5) Measure and mark with a point on the calvaria that is 3cm lateral to bregma (i.e. 3cm from the midline) and 1cm anterior to the frontal suture.  

6) Place the closed tips of a pair of sharp point scissors against the bone of the skull at your marked point and press firmly against the bone while rotating the scissors rapidly in a back-forth screwing motion to cut (i.e. hand drill) a small depression into the bone surface.

You only need to hand-drill a small depression in the bone (~0.5-1mm deep) as a starter hole to keep the power drill bit from slipping when you start the drill hole below. Craniotomy drill bits have sharp point tapping guides to help control against 'skipping' of the drill bit as the hole is started, but commonly a hand-scored starter hole is made in bones using a specialist tapping tool for precision.

7) Switch the Stryker saw cutting head for the drill head

To change the power cutter head, press in the indented tabs on each side of the base of the cutting head and then pull the main handle part of the tool, separating the cutting head from the handle. Then place the drill head onto the handle and push in until the tabs on each side engage. The batteries are all on charging stands at the front and rear supply tables in the lab.

8) Insert the drill bit (located in your other tools box or already present on the drill head, spare drill bits are available at the supply table if they are missing from your kit) leaving half of the drill bit shaft protruding from the drill head clamp.

9) Position the drill bit against the starter hole angling the drill laterally so that in the coronal plane you are aiming at the midline at eye level and then tilt the drill bit anteriorly such that in the sagittal plane you are aiming at an imaginary line spanning from the external auditory canal of one ear to the other.

10) Using the drill (slow-ish speed) make a burr hole through the skull, taking care not to over-drill deep into the brain itself. 

Surgical craniotomy drill bits have retracting depth guards to prevent over-drilling into the brain.

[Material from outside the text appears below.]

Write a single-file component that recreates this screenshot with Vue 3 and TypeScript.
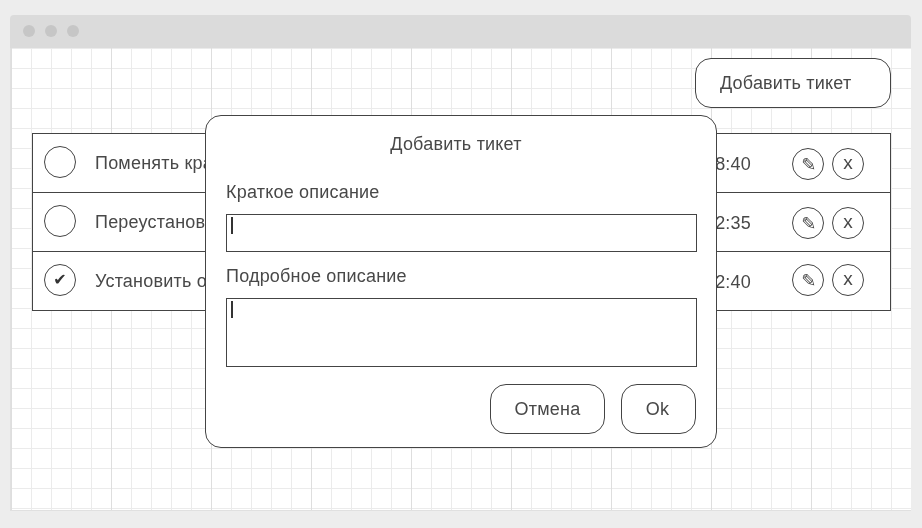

As our drills lack these guards, press gently as you advance the drill through the skull so as not to over-penetrate too far into the brain tissue itself.

The making of a hole through the skull is historically called trepanning, while excising a larger flap of bone is called a craniotomy. However, you will often find the term craniotomy in common use for any sort of opening.

12) Mark a point on the catheter 7cm from the tip, which is the approximate depth of the lateral ventricles of the average human brain.

13) Position the tip of the EVD against the dura in the center of the hole and position with the same tilt that you used for the drill hole itself (i.e. aimed at the midline in the coronal plane and at the tragus in the sagittal plane).

14) Holding the tube firmly near the tip, push the probe slowly into the hole until the marked 7cm point is at the edge of the calvaria.

15) Continue holding the tubing and pull the guide wire out from the lumen of the tubing.

In the living, the elevated cerebrospinal fluid pressure would result in fluid coming out of the tubing. However, the absence of any intracranial pressure in the donor means that fluid will not emerge.

The tubing and opening in the calvaria are covered with sterile dressing and surgical tape to minimize infection risk while the drain is in use. However we will skip this stage in our mock procedure.

16) Remove the tubing and reinsert the guide wire such that the second member of the team may perform the insertion (you may need to lubricate the wire with a bit of wetting agent). When they have finished, the other members of the team should perform the procedure on the other hemisphere.

When complete, reassemble the external ventricular drain wire and tubing and return them to the supply table.

Outcome:

The external ventricular drain (EVD) has two major functions for this patient. Diagnosis, where the catheter is used to monitor intraventricular pressure, and treatment, where the catheter allows drainage of excess fluid out of the ventricles providing actuate relief of the neurological symptoms.

The patient is referred to neurosurgery for installation of a permanent ventricular shunt to provide long term management of the condition.